*Aim:*
Search the data for the word "that" and copy every line where it occurs.

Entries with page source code
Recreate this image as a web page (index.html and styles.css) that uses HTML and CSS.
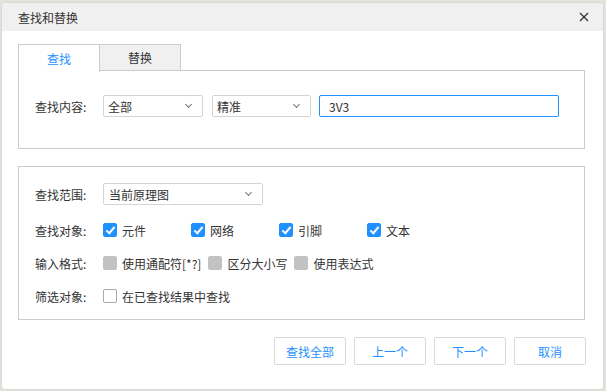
FILE: index.html
```html
<!DOCTYPE html>
<html>
<head>
	<meta charset="utf-8">
	<title>查找和替换</title>
	<link rel="stylesheet" href="styles.css">
</head>
<body>
	<div class="dialog">
		<div class="titlebar">
			<span class="title">查找和替换</span>
			<svg class="close" width="10" height="10" viewBox="0 0 10 10">
				<path d="M1 1 L9 9 M9 1 L1 9" stroke="#333" stroke-width="1.3" fill="none"/>
			</svg>
		</div>
		<div class="content">
			<div class="tabs">
				<div class="tab active">查找</div>
				<div class="tab">替换</div>
				<div class="tab-fill"></div>
			</div>
			<div class="panel panel-find">
				<div class="row">
					<span class="label">查找内容:</span>
					<div class="select sel-a"><span>全部</span><i class="chev"></i></div>
					<div class="select sel-b"><span>精准</span><i class="chev"></i></div>
					<div class="textbox">3V3</div>
				</div>
			</div>

			<div class="panel panel-opts">
				<div class="row">
					<span class="label">查找范围:</span>
					<div class="select sel-range"><span>当前原理图</span><i class="chev"></i></div>
				</div>
				<div class="row">
					<span class="label">查找对象:</span>
					<div class="checks cols">
						<label class="check"><span class="box on"></span>元件</label>
						<label class="check"><span class="box on"></span>网络</label>
						<label class="check"><span class="box on"></span>引脚</label>
						<label class="check"><span class="box on"></span>文本</label>
					</div>
				</div>
				<div class="row">
					<span class="label">输入格式:</span>
					<div class="checks">
						<label class="check"><span class="box off"></span>使用通配符[*?]</label>
						<label class="check"><span class="box off"></span>区分大小写</label>
						<label class="check"><span class="box off"></span>使用表达式</label>
					</div>
				</div>
				<div class="row">
					<span class="label">筛选对象:</span>
					<div class="checks">
						<label class="check"><span class="box"></span>在已查找结果中查找</label>
					</div>
				</div>
			</div>

			<div class="buttons">
				<button>查找全部</button>
				<button>上一个</button>
				<button>下一个</button>
				<button>取消</button>
			</div>
		</div>
	</div>
</body>
</html>
```

FILE: styles.css
```css
body {
	margin: 0;
	padding: 3px 3px 2px 2px;
	background-color: #e3e3de;
	font-family: "Noto Sans CJK SC", "Noto Sans", sans-serif;
	font-size: 12px;
	color: #333333;
}

.dialog {
	width: 601px;
	height: 386px;
	background-color: #ffffff;
	border-radius: 3px;
	box-shadow: 0 0 2px rgba(0, 0, 0, 0.15);
	overflow: hidden;
}

.titlebar {
	height: 28px;
	background-color: #f0f0f0;
	display: flex;
	align-items: center;
	justify-content: space-between;
	padding: 0 14px 0 16px;
}

.close {
	display: block;
}

.content {
	padding: 13px 18px 0 16px;
}

.tabs {
	display: flex;
	height: 27px;
}

.tab {
	width: 80px;
	height: 26px;
	border: 1px solid #cccccc;
	border-bottom: none;
	background-color: #f0f0f0;
	display: flex;
	align-items: center;
	justify-content: center;
	line-height: 1;
}

.tab + .tab {
	border-left: none;
	border-bottom: 1px solid #cccccc;
	height: 25px;
}

.tab.active {
	background-color: #ffffff;
	color: #1e90ff;
	height: 27px;
}

.tab-fill {
	flex: 1;
	align-self: flex-end;
	border-top: 1px solid #cccccc;
	border-right: 1px solid #cccccc;
	height: 0;
}

.panel {
	border: 1px solid #cccccc;
}

.panel-find {
	border-top: none;
	height: 78px;
	padding: 24px 16px 0 16px;
	box-sizing: border-box;
}

.panel-opts {
	margin-top: 17px;
	height: 154px;
	box-sizing: border-box;
	padding: 16px 16px 0 16px;
	display: flex;
	flex-direction: column;
	gap: 11px;
}

.panel-opts .row:first-child {
	margin-bottom: 3px;
}

.row {
	display: flex;
	align-items: center;
	height: 22px;
}

.label {
	width: 68px;
	flex: none;
}

.select {
	height: 22px;
	box-sizing: border-box;
	border: 1px solid #d4d4d4;
	border-radius: 2px;
	display: flex;
	align-items: center;
	justify-content: space-between;
	padding: 0 11px 0 4px;
}

.sel-a {
	width: 100px;
	margin-right: 9px;
}

.sel-b {
	width: 99px;
	margin-right: 8px;
}

.sel-range {
	width: 160px;
	padding-left: 5px;
}

.chev {
	width: 4px;
	height: 4px;
	border-right: 1px solid #777777;
	border-bottom: 1px solid #777777;
	transform: rotate(45deg);
	margin-top: -3px;
}

.textbox {
	width: 240px;
	height: 22px;
	box-sizing: border-box;
	border: 1px solid #1e90ff;
	border-radius: 2px;
	padding-left: 9px;
	display: flex;
	align-items: center;
}

.checks {
	display: flex;
	gap: 7px;
}

.checks.cols {
	gap: 0;
}

.checks.cols .check {
	width: 88px;
}

.check {
	display: flex;
	align-items: center;
	gap: 5px;
}

.box {
	width: 14px;
	height: 14px;
	box-sizing: border-box;
	border: 1px solid #a8a8a8;
	border-radius: 2px;
	background-color: #ffffff;
	position: relative;
}

.box.off {
	background-color: #c2c2c2;
	border-color: #c2c2c2;
}

.box.on {
	background-color: #1e90ff;
	border-color: #1e90ff;
}

.box.on::after {
	content: "";
	position: absolute;
	left: 4px;
	top: 1px;
	width: 3px;
	height: 7px;
	border-right: 2px solid #ffffff;
	border-bottom: 2px solid #ffffff;
	transform: rotate(40deg);
}

.buttons {
	display: flex;
	justify-content: flex-end;
	gap: 8px;
	margin-top: 17px;
	margin-right: -1px;
}

button {
	width: 72px;
	height: 28px;
	border: 1px solid #d9d9d9;
	border-radius: 2px;
	background-color: #ffffff;
	color: #1e90ff;
	font-family: "Noto Sans CJK SC", "Noto Sans", sans-serif;
	font-size: 12px;
	padding: 0;
}
```
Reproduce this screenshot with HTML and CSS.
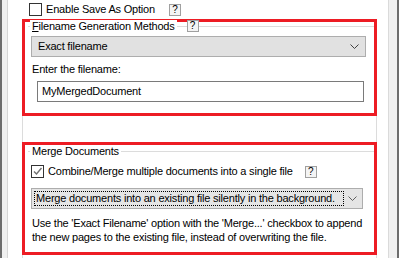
FILE: index.html
```html
<!DOCTYPE html>
<html>
<head>
<meta charset="utf-8">
<link rel="stylesheet" href="styles.css">
</head>
<body>
<div class="edge-left"></div>
<div class="main">
  <div class="top-row">
    <span class="cb"></span>
    <span class="cb-label">Enable Save As Option</span>
    <span class="help">?</span>
  </div>
  <div class="redbox box1">
    <div class="legend-row">
      <span class="legend"><u>F</u>ilename Generation Methods</span>
      <span class="help help-legend">?</span>
    </div>
    <div class="combo combo1">
      <span class="combo-text">Exact filename</span>
      <svg class="chev" width="9" height="5" viewBox="0 0 9 5"><path d="M0.5 0.5 L4.5 4.5 L8.5 0.5" fill="none" stroke="#404040" stroke-width="1"/></svg>
    </div>
    <div class="label">Enter the filename:</div>
    <div class="input">MyMergedDocument</div>
  </div>
  <div class="spacer"></div>
  <div class="redbox box2">
    <div class="legend-row">
      <span class="legend">Merge Documents</span>
    </div>
    <div class="check-row">
      <span class="cb cb-checked"><svg width="11" height="11" viewBox="0 0 11 11"><path d="M2 5.5 L4.5 8 L9.5 2" fill="none" stroke="#707070" stroke-width="1.4"/></svg></span>
      <span class="cb-label">Combine/Merge multiple documents into a single file</span>
      <span class="help help-merge">?</span>
    </div>
    <div class="combo combo2">
      <span class="focus">Merge documents into an existing file silently in the background.</span>
      <svg class="chev" width="9" height="5" viewBox="0 0 9 5"><path d="M0.5 0.5 L4.5 4.5 L8.5 0.5" fill="none" stroke="#606060" stroke-width="1"/></svg>
    </div>
    <p class="desc">Use the 'Exact Filename' option with the 'Merge...' checkbox to append the new pages to the existing file, instead of overwriting the file.</p>
  </div>
  <div class="spacer spacer-bottom"></div>
</div>
<div class="edge-right"></div>
</body>
</html>
```
FILE: styles.css
```css
html, body {
  margin: 0;
  padding: 0;
}
body {
  width: 399px;
  height: 258px;
  overflow: hidden;
  display: flex;
  background: #ffffff;
  font-family: "Liberation Sans", Arial, sans-serif;
  font-size: 11px;
  letter-spacing: -0.2px;
  color: #000;
}
.edge-left {
  width: 5px;
  border-left: 2px solid #6d6d6d;
  border-right: 1px solid #d6d6d6;
  background: #f0f0f0;
}
.main {
  flex: 1;
  display: flex;
  flex-direction: column;
}
.edge-right {
  width: 8px;
  border-left: 1px solid #dadada;
  border-right: 2px solid #6d6d6d;
  background: #f0f0f0;
}
.top-row {
  height: 19px;
  display: flex;
  align-items: flex-start;
  padding-left: 21px;
  box-sizing: border-box;
  padding-top: 3px;
}
.cb {
  width: 11px;
  height: 11px;
  border: 1px solid #333;
  background: #fff;
  display: inline-flex;
  flex: none;
}
.cb-label {
  margin-left: 4px;
  line-height: 13px;
  white-space: nowrap;
}
.help {
  width: 10px;
  height: 10px;
  border: 1px solid #a0a0a0;
  background: #f4f4f4;
  font-size: 10px;
  line-height: 10px;
  text-align: center;
  letter-spacing: 0;
  flex: none;
}
.top-row .help {
  margin-left: 14px;
  margin-top: 1px;
}
.redbox {
  margin-left: 14px;
  width: 355px;
  box-sizing: border-box;
  border: 3px solid #ed1c24;
  background: #fff;
}
.box1 {
  height: 97px;
}
.box2 {
  height: 113px;
}
.spacer {
  margin-left: 14px;
  width: 355px;
  box-sizing: border-box;
  height: 27px;
  border-left: 1px solid #dcdcdc;
  border-right: 1px solid #dcdcdc;
}
.spacer-bottom {
  height: 3px;
}
.legend-row {
  height: 13px;
  margin-top: -2px;
  margin-left: 3px;
  display: flex;
  align-items: center;
  background: linear-gradient(to bottom, transparent 6px, #dcdcdc 6px, #dcdcdc 7px, transparent 7px);
}
.box2 .legend-row {
  margin-top: 0;
}
.legend {
  background: #fff;
  padding: 0 2px;
  margin-left: 2px;
  line-height: 13px;
  white-space: nowrap;
}
.help-legend {
  margin-left: 10px;
}
.combo {
  box-sizing: border-box;
  height: 21px;
  border: 1px solid #adadad;
  background: #e1e1e1;
  display: flex;
  align-items: center;
  position: relative;
}
.combo1 {
  margin-top: 3px;
  margin-left: 6px;
  width: 335px;
}
.combo-text {
  margin-left: 6px;
  white-space: nowrap;
}
.chev {
  position: absolute;
  right: 6px;
  top: 7px;
}
.combo2 .chev {
  right: 5px;
}
.label {
  margin-top: 5px;
  margin-left: 7px;
  line-height: 15px;
}
.input {
  margin-top: 4px;
  margin-left: 12px;
  width: 327px;
  height: 21px;
  box-sizing: border-box;
  border: 1px solid #7a7a7a;
  padding-left: 4px;
  line-height: 19px;
  white-space: nowrap;
}
.check-row {
  margin-top: 7px;
  margin-left: 6px;
  display: flex;
  align-items: center;
  height: 13px;
}
.cb-checked {
  align-items: center;
  justify-content: center;
}
.help-merge {
  margin-left: 12px;
}
.combo2 {
  margin-top: 10px;
  margin-left: 6px;
  width: 332px;
  background: #e5e5e5;
}
.focus {
  margin-left: 2px;
  width: 310px;
  height: 15px;
  box-sizing: border-box;
  border: 1px dotted #000;
  line-height: 13px;
  padding-left: 1px;
  white-space: nowrap;
  overflow: hidden;
}
.desc {
  margin: 7px 0 0 7px;
  line-height: 14px;
  width: 345px;
}
```
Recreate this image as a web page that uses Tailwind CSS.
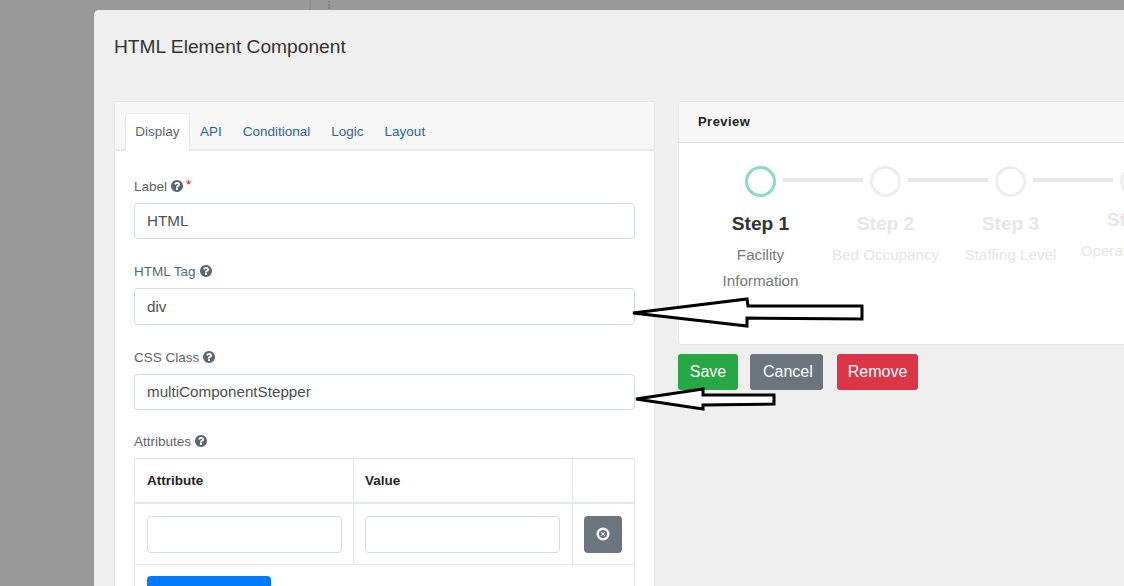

*Reply:*
Recreate this image as a web page (index.html and styles.css) that uses HTML and CSS.
Recreate this image as a web page that uses Tailwind CSS.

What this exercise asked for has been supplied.